Continuous dynamical decoupling of a single diamond nitrogen-vacancy center spin with a mechanical resonator

Inhomogeneous dephasing from uncontrolled environmental noise can limit the coherence of a quantum sensor or qubit. For solid state spin qubits such as the nitrogen-vacancy (NV) center in diamond, a dominant source of environmental noise is magnetic field fluctuations due to nearby paramagnetic impurities and instabilities in a magnetic bias field. In this work, we use ac stress generated by a diamond mechanical resonator to engineer a dressed spin basis in which a single NV center qubit is less sensitive to its magnetic environment.
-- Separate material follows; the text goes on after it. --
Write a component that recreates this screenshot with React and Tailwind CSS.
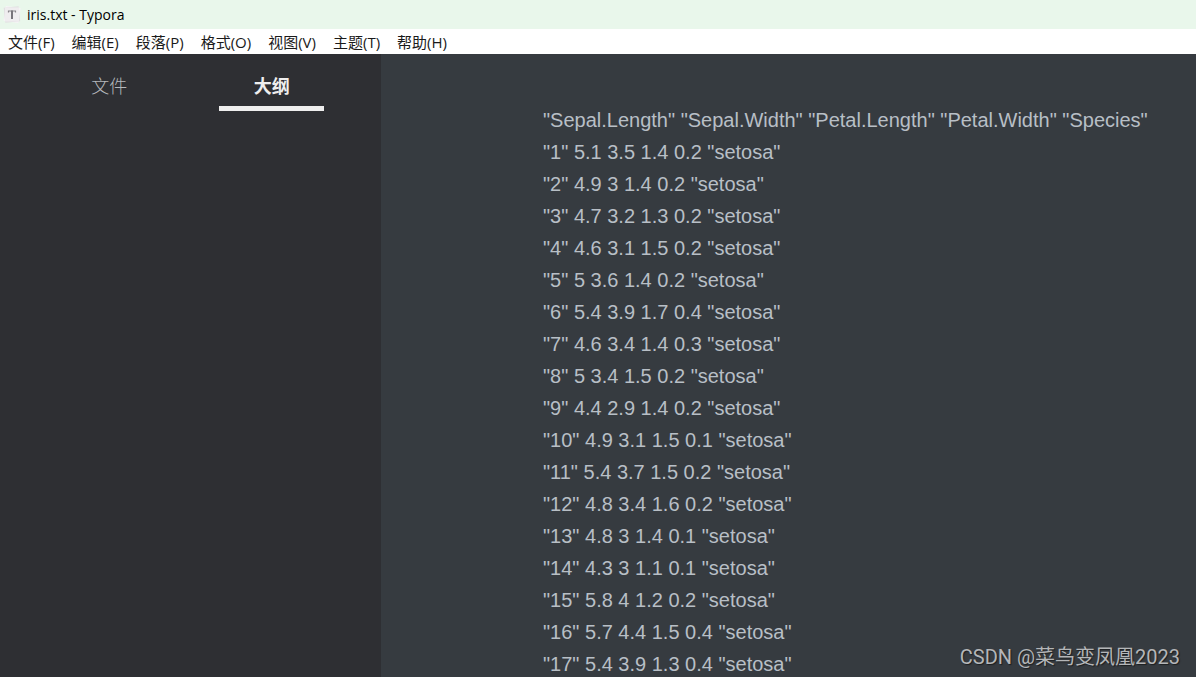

For a qubit in the thermally isolated subspace of this protected basis, we prolong the dephasing time $T_2^*$ from $2.7\pm0.1$ $\mu$s to $15\pm1$ $\mu$s by dressing with a $\Omega=581\pm2$ kHz mechanical Rabi field. Furthermore, we develop a model that quantitatively predicts the relationship between $\Omega$ and $T_2^*$ in the dressed basis. Our model suggests that a combination of magnetic field fluctuations and hyperfine coupling to nearby nuclear spins limits the protected coherence time over the range of $\Omega$ accessed here. We show that amplitude noise in $\Omega$ will dominate the dephasing for larger driving fields.